Though there does not appear to be a record of any restaurants before Cosmico, the basement of the former Bradford Hotel was a club in the late 1960s to early 1970s named Ungano’s. The club, remembered as a holdover of the Copacabana era, was a place where out-of-town bands “and ‘name’ artists could play, and also where A&R reps and agents would go to see talent auditions.” Ungano’s hosted artists including Fleetwood Mac, BB King, The Kinks, John Lee Hooker, Muddy Waters, Van Morrison, and Spooky Tooth.
It’s amazing how Cafe Luxembourg has been going for 30+ years right next door and this space can’t keep a tenant. Obviously not a location issue! I really miss the Compass $39 3-pound lobster special in their final few years!!!

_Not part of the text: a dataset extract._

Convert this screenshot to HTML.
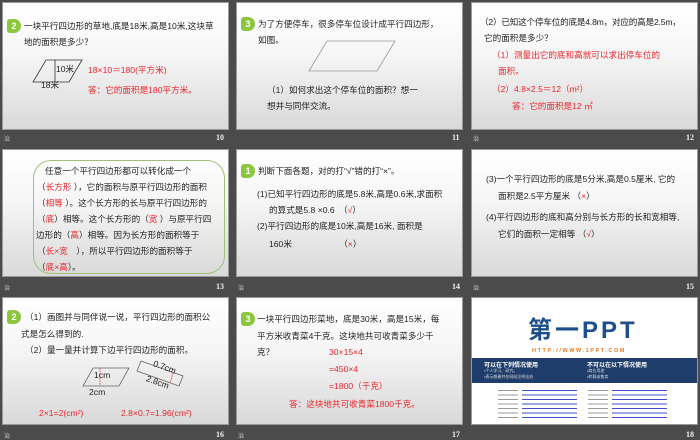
<!DOCTYPE html>
<html><head><meta charset="utf-8"><style>
*{margin:0;padding:0;box-sizing:border-box}
body{width:700px;height:438px;background:#4b4b4b;position:relative;overflow:hidden;font-family:"Liberation Sans","Noto Sans CJK SC",sans-serif;font-size:8.6px;color:#222}
.s{position:absolute;width:227px;height:128px;background:linear-gradient(#fff 0%,#f6f6f6 40%,#d9d9d9 100%);border:1px solid #9a9a9a;overflow:hidden}
.a{position:absolute;white-space:nowrap;line-height:14px}
.r{color:#e8262b}
.b{position:absolute;left:4px;width:14px;height:14px;background:#8cc63f;color:#fff;font-weight:bold;font-size:9px;text-align:center;line-height:14px;border-radius:3px 7px 7px 3px}
.n{position:absolute;color:#eee;font-size:8px;font-weight:bold;font-family:"Liberation Serif",serif}
.m{position:absolute;color:#ccc;font-size:6px}
</style></head><body>
<!-- row1 -->
<div class="s" style="left:2px;top:2px">
<div class="b" style="top:16px">2</div>
<div class="a" style="left:21px;top:16px">一块平行四边形的草地,底是18米,高是10米,这块草</div>
<div class="a" style="left:21px;top:32px">地的面积是多少？</div>
<svg style="position:absolute;left:28px;top:55px" width="55" height="30"><polygon points="2,24 15,2 51,2 38,24" fill="none" stroke="#333" stroke-width="0.8"/><line x1="24" y1="2" x2="24" y2="24" stroke="#333" stroke-width="0.8"/></svg>
<div class="a" style="left:53px;top:59px">10米</div>
<div class="a" style="left:38px;top:75px">18米</div>
<div class="a r" style="left:85px;top:60px">18×10＝180(平方米)</div>
<div class="a r" style="left:85px;top:80px">答：它的面积是180平方米。</div>
</div>
<div class="s" style="left:236px;top:2px">
<div class="b" style="top:14px">3</div>
<div class="a" style="left:21px;top:14px">为了方便停车，很多停车位设计成平行四边形，</div>
<div class="a" style="left:21px;top:30px">如图。</div>
<svg style="position:absolute;left:70px;top:36px" width="90" height="35"><polygon points="2,32 20,2 88,2 70,32" fill="none" stroke="#999" stroke-width="0.8"/></svg>
<div class="a" style="left:30px;top:80px">（1）如何求出这个停车位的面积？想一</div>
<div class="a" style="left:30px;top:96px">想并与同伴交流。</div>
</div>
<div class="s" style="left:471px;top:2px">
<div class="a" style="left:8px;top:12px;letter-spacing:-0.2px">（2）已知这个停车位的底是4.8m，对应的高是2.5m，</div>
<div class="a" style="left:12px;top:28px">它的面积是多少？</div>
<div class="a r" style="left:20px;top:45px">（1）测量出它的底和高就可以求出停车位的</div>
<div class="a r" style="left:26px;top:61px">面积。</div>
<div class="a r" style="left:20px;top:79px">（2）4.8×2.5＝12（m²）</div>
<div class="a r" style="left:40px;top:96px">答：它的面积是12 ㎡</div>
</div>
<div class="m" style="left:4px;top:134px">治</div><div class="n" style="left:216px;top:133px">10</div>
<div class="n" style="left:452px;top:133px">11</div>
<div class="m" style="left:473px;top:134px">治</div><div class="n" style="left:686px;top:133px">12</div>
<!-- row2 -->
<div class="s" style="left:2px;top:149px">
<div style="position:absolute;left:30px;top:10px;width:192px;height:114px;border:1px solid #9cc27a;border-radius:18px"></div>
<div class="a" style="left:42px;top:14px">任意一个平行四边形都可以转化成一个</div>
<div class="a" style="left:34px;top:30px">（<span class="r">长方形</span> ），它的面积与原平行四边形的面积</div>
<div class="a" style="left:34px;top:46px">（<span class="r">相等</span> ）。这个长方形的长与原平行四边形的</div>
<div class="a" style="left:34px;top:62px">（<span class="r">底</span>）相等。这个长方形的（<span class="r">宽</span> ）与原平行四</div>
<div class="a" style="left:33px;top:78px">边形的（<span class="r">高</span>）相等。因为长方形的面积等于</div>
<div class="a" style="left:34px;top:94px">（<span class="r">长×宽</span>　），所以平行四边形的面积等于</div>
<div class="a" style="left:34px;top:110px">（<span class="r">底×高</span>）。</div>
</div>
<div class="s" style="left:236px;top:149px">
<div class="b" style="top:14px">1</div>
<div class="a" style="left:21px;top:14px">判断下面各题，对的打“√”错的打“×”。</div>
<div class="a" style="left:20px;top:37px">(1)已知平行四边形的底是5.8米,高是0.6米,求面积</div>
<div class="a" style="left:32px;top:53px">的算式是5.8 ×0.6　（<span class="r">√</span>）</div>
<div class="a" style="left:20px;top:69px">(2)平行四边形的底是10米,高是16米, 面积是</div>
<div class="a" style="left:32px;top:87px">160米　　　　　　（<span class="r">×</span>）</div>
</div>
<div class="s" style="left:471px;top:149px">
<div class="a" style="left:14px;top:22px">(3)一个平行四边形的底是5分米,高是0.5厘米, 它的</div>
<div class="a" style="left:26px;top:39px">面积是2.5平方厘米 （<span class="r">×</span>）</div>
<div class="a" style="left:14px;top:60px">(4)平行四边形的底和高分别与长方形的长和宽相等,</div>
<div class="a" style="left:26px;top:77px">它们的面积一定相等 （<span class="r">√</span>）</div>
</div>
<div class="m" style="left:4px;top:283px">治</div><div class="n" style="left:216px;top:282px">13</div>
<div class="m" style="left:238px;top:283px">治</div><div class="n" style="left:452px;top:282px">14</div>
<div class="m" style="left:473px;top:283px">治</div><div class="n" style="left:686px;top:282px">15</div>
<!-- row3 -->
<div class="s" style="left:2px;top:297px">
<div class="b" style="top:12px">2</div>
<div class="a" style="left:22px;top:12px">（1）画图并与同伴说一说，平行四边形的面积公</div>
<div class="a" style="left:18px;top:29px">式是怎么得到的.</div>
<div class="a" style="left:22px;top:45px">（2）量一量并计算下边平行四边形的面积。</div>
<svg style="position:absolute;left:78px;top:60px" width="105" height="45"><polygon points="2,28 12,10 48,10 38,28" fill="none" stroke="#666" stroke-width="0.8"/><line x1="19" y1="10" x2="19" y2="28" stroke="#e8262b" stroke-dasharray="1.5,1" stroke-width="0.8"/><polygon points="60,3 102,18 98,28 56,13" fill="none" stroke="#666" stroke-width="0.8"/><line x1="92" y1="15" x2="89" y2="25" stroke="#e8262b" stroke-dasharray="1.5,1" stroke-width="0.8"/></svg>
<div class="a" style="left:91px;top:70px">1cm</div>
<div class="a" style="left:86px;top:87px">2cm</div>
<div class="a" style="left:150px;top:62px;transform:rotate(20deg)">0.7cm</div>
<div class="a" style="left:143px;top:77px;transform:rotate(20deg)">2.8cm</div>
<div class="a r" style="left:36px;top:108px">2×1=2(cm²)</div>
<div class="a r" style="left:118px;top:108px">2.8×0.7=1.96(cm²)</div>
</div>
<div class="s" style="left:236px;top:297px">
<div class="b" style="top:14px">3</div>
<div class="a" style="left:20px;top:14px">一块平行四边形菜地，底是30米，高是15米，每</div>
<div class="a" style="left:20px;top:31px">平方米收青菜4千克。这块地共可收青菜多少千</div>
<div class="a" style="left:20px;top:47px">克？</div>
<div class="a r" style="left:92px;top:47px">30×15×4</div>
<div class="a r" style="left:92px;top:64px">=450×4</div>
<div class="a r" style="left:92px;top:81px">=1800（千克）</div>
<div class="a r" style="left:52px;top:99px">答：这块地共可收青菜1800千克。</div>
</div>
<div class="s" style="left:471px;top:297px;background:#fff">
<div class="a" style="left:56px;top:20px;font-size:24px;font-weight:bold;color:#1d4f8c;line-height:26px;letter-spacing:3px">第一PPT</div>
<div class="a" style="left:60px;top:46px;font-size:5.5px;font-weight:bold;color:#e87a2a;letter-spacing:1.6px">HTTP://WWW.1PPT.COM</div>
<div style="position:absolute;left:0;top:60px;width:227px;height:25px;background:#1e3d6b"></div>
<div class="a" style="left:12px;top:61px;font-size:6px;color:#fff;font-weight:bold">可以在下列情况使用</div>
<div class="a" style="left:115px;top:61px;font-size:6px;color:#fff;font-weight:bold">不可以在以下情况使用</div>
<div class="a" style="left:12px;top:70px;font-size:4px;color:#ddd;line-height:6px">•个人学习、研究。<br>•表示感谢并在网站注明出处</div>
<div class="a" style="left:115px;top:70px;font-size:4px;color:#ddd;line-height:6px">•商业用途<br>•转载或售卖</div>
<div style="position:absolute;left:50px;top:90px;width:55px;height:33px;background:repeating-linear-gradient(#fff 0,#fff 2px,#3d4fd0 2px,#3d4fd0 3px,#fff 3px,#fff 4.5px)"></div>
<div style="position:absolute;left:140px;top:90px;width:55px;height:33px;background:repeating-linear-gradient(#fff 0,#fff 2px,#3d4fd0 2px,#3d4fd0 3px,#fff 3px,#fff 4.5px)"></div>
<div style="position:absolute;left:26px;top:90px;width:20px;height:33px;background:repeating-linear-gradient(#fff 0,#fff 2px,#999 2px,#999 3px,#fff 3px,#fff 4.5px)"></div>
<div style="position:absolute;left:116px;top:90px;width:20px;height:33px;background:repeating-linear-gradient(#fff 0,#fff 2px,#999 2px,#999 3px,#fff 3px,#fff 4.5px)"></div>
</div>
<div class="m" style="left:4px;top:431px">治</div><div class="n" style="left:216px;top:430px">16</div>
<div class="m" style="left:238px;top:431px">治</div><div class="n" style="left:452px;top:430px">17</div>
<div class="n" style="left:686px;top:430px">18</div>
</body></html>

I have been living on 70th Street since 1975 and remember all of the restaurants mentioned in this article.
In addition, it should be noted that Diane Keaton’s nightclub scene from Annie Hall was filmed there in 1976.
And, my 40th Birthday Bash was held in that space in 1992. At the time, it was a “nightclub” called DiDi’s. Turned out that DiDi’s (and the three previous incarnations) were run by some nefarious businesspeople. None of the businesses last more than 6 months!
For information on the history of this space during the 1970s search for the GRAND FINALE. It was a cabaret/supper bar catering to the theatre community and a huge gay clientele. I saw singers Julie Budd, Barbara Cook, impressionist Marilyn Michaels, and comedian Wayland Flowers and his puppets including “Madame” who later went on to televisions Hollywood Squares fame. Dance companies like Ron Forella’s (spelling??) also performed, singers comedians, etc. It was sort of in the format as todays 54 Below supper/cabaret on West 54th street underneath the old Studio 54. It was an exciting time in New York City, especially on the upper west side in the 1970’s which was just beginning the gentrification process beginning around 1975. I lived in the Beacon Hotel 1974-76 on Broadway at 75th, which was a transient hotel just beginning long term apartment rental. It was a roach infested one bedroom 8th floor apartment situated atop the Beacon Theatre. Three of us shared the apartment at the then barely manageable $225./month rent.
YES! The Grand Finale! That was the name that alluded me. Thank you, James!
Soup is a meal.
Did u crumble crackers in it?
The three story building across from us at 106th and Broadway had many restaurants come and go, before the owner of the building torched it. It’s still standing, and there’s a personal trainer on the ground floor. Prior to that, there were a parade of restaurants, all of which flopped. Prior to that, it was a stationary store, then a housewares store.
As I recall, there was a period when Jewish friends told me (pre-Marika days) that the restaurant/bar in that location was a kosher sports bar? Does that ring true with anyone? I also remember bas-relief sculpture tiles that lined the outside wall of the restaurant that depicted sports scenes, i.e. men wrestling, football players, tennis racquets across a net, et al. Those 1 foot-by-1 foot cement tiles were subsequently removed before Marika, perhaps before Compass. Maybe around 2000, 2001 or so?